--- WHAT IS EXPECTED ---
Could you copy every line from the material below in which "styles" appears?

--- DATA LISTING ---
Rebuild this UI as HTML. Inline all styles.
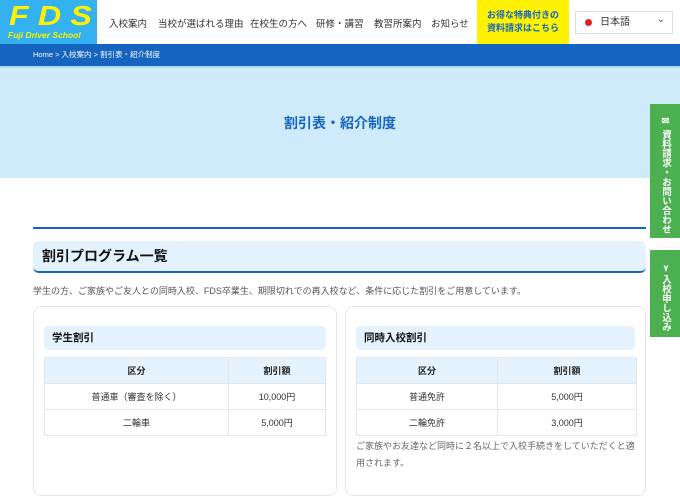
<!DOCTYPE html>
<html><head><meta charset="utf-8"><style>
*{margin:0;padding:0;box-sizing:border-box}
body{width:680px;height:480px;overflow:hidden;background:#fff;font-family:"Liberation Sans","Noto Sans CJK JP",sans-serif;position:relative;color:#333}
.abs{position:absolute}
.logo{left:0;top:0;width:97px;height:44px;background:#33b1f0}
.logo .f{position:absolute;left:9px;top:0px;font-size:28px;font-weight:bold;font-style:italic;color:#fff200;letter-spacing:8px;transform:scaleX(1.15);transform-origin:left}
.logo .s{position:absolute;left:8px;top:30px;font-size:8.5px;font-weight:bold;font-style:italic;color:#fff200}
.nav{top:16px;font-size:9.5px;color:#333}
.yb{left:477px;top:0;width:92px;height:44px;background:#fff200;color:#1565c0;font-size:9px;font-weight:bold;text-align:center;line-height:13px;padding-top:9px}
.lang{left:575px;top:11px;width:98px;height:23px;border:1px solid #ddd;font-size:10px;line-height:21px;padding-left:24px}
.lang:before{content:"";position:absolute;left:9px;top:7px;width:7px;height:7px;border-radius:50%;background:#e02020}
.lang:after{content:"⌄";position:absolute;right:7px;top:-3px;font-size:10px;color:#555}
.bc{left:0;top:44px;width:680px;height:22px;background:#1565c0;color:#fff;font-size:7.5px;line-height:22px;padding-left:33px}
.hero{left:0;top:66px;width:680px;height:112px;background:#cfeafa;border-top:2px solid #a9dcf5}
.hero div{position:absolute;width:100%;top:45px;text-align:center;font-size:14px;font-weight:bold;color:#1565c0}
.line{left:33px;top:227px;width:613px;height:2px;background:#1565c0}
.h2{left:33px;top:241px;width:613px;height:32px;background:#e3f2fd;border-bottom:2px solid #1565c0;border-radius:6px;font-size:14px;font-weight:bold;line-height:30px;padding-left:9px;color:#111}
.p{left:33px;top:284px;font-size:9px;color:#555}
.card{top:306px;height:190px;border:1px solid #e6e6e6;border-radius:8px;background:#fff}
.ch{height:24px;background:#e3f2fd;border-radius:5px;font-size:10.5px;font-weight:bold;line-height:24px;padding-left:8px;color:#111}
table{border-collapse:collapse;font-size:9px}
td,th{border:1px solid #e5e5e5;height:26px;text-align:center}
th{background:#e3f2fd;font-weight:bold;color:#222}
.tab{left:650px;width:30px;background:#4caf50;color:#fff;font-size:9.5px;font-weight:bold;writing-mode:vertical-rl;text-align:center;padding-top:8px;line-height:30px}
</style></head><body>
<div class="abs logo"><div class="f">FDS</div><div class="s">Fuji Driver School</div></div>
<div class="abs nav" style="left:109px">入校案内</div>
<div class="abs nav" style="left:158px">当校が選ばれる理由</div>
<div class="abs nav" style="left:250px">在校生の方へ</div>
<div class="abs nav" style="left:316px">研修・講習</div>
<div class="abs nav" style="left:374px">教習所案内</div>
<div class="abs nav" style="left:431px">お知らせ</div>
<div class="abs yb">お得な特典付きの<br>資料請求はこちら</div>
<div class="abs lang">日本語</div>
<div class="abs bc">Home &gt; 入校案内 &gt; 割引表・紹介制度</div>
<div class="abs hero"><div>割引表・紹介制度</div></div>
<div class="abs line"></div>
<div class="abs h2">割引プログラム一覧</div>
<div class="abs p">学生の方、ご家族やご友人との同時入校、FDS卒業生、期限切れでの再入校など、条件に応じた割引をご用意しています。</div>
<div class="abs card" style="left:33px;width:304px">
<div class="ch" style="margin:19px 10px 7px">学生割引</div>
<table style="margin-left:10px;width:282px"><tr><th style="width:184px">区分</th><th>割引額</th></tr><tr><td>普通車（審査を除く）</td><td>10,000円</td></tr><tr><td>二輪車</td><td>5,000円</td></tr></table>
</div>
<div class="abs card" style="left:345px;width:301px">
<div class="ch" style="margin:19px 10px 7px">同時入校割引</div>
<table style="margin-left:10px;width:281px"><tr><th style="width:141px">区分</th><th>割引額</th></tr><tr><td>普通免許</td><td>5,000円</td></tr><tr><td>二輪免許</td><td>3,000円</td></tr></table>
<div style="margin:2px 10px;font-size:9px;color:#666;line-height:17px">ご家族やお友達など同時に２名以上で入校手続きをしていただくと適用されます。</div>
</div>
<div class="abs tab" style="top:104px;height:134px">✉ 資料請求・お問い合わせ</div>
<div class="abs tab" style="top:250px;height:87px">➢ 入校申し込み</div>
</body></html>
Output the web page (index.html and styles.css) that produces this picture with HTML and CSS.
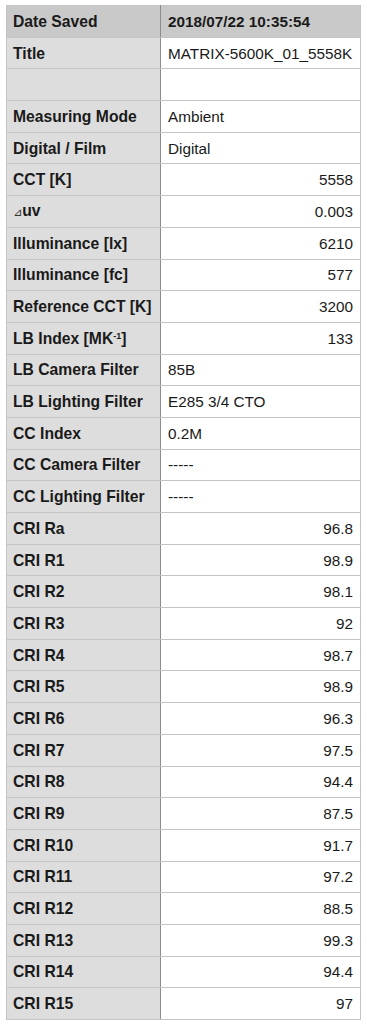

--- ANSWER TO THIS PROBLEM ---
Rebuild this UI as HTML. Inline all styles.
Output the web page (index.html and styles.css) that produces this picture with HTML and CSS.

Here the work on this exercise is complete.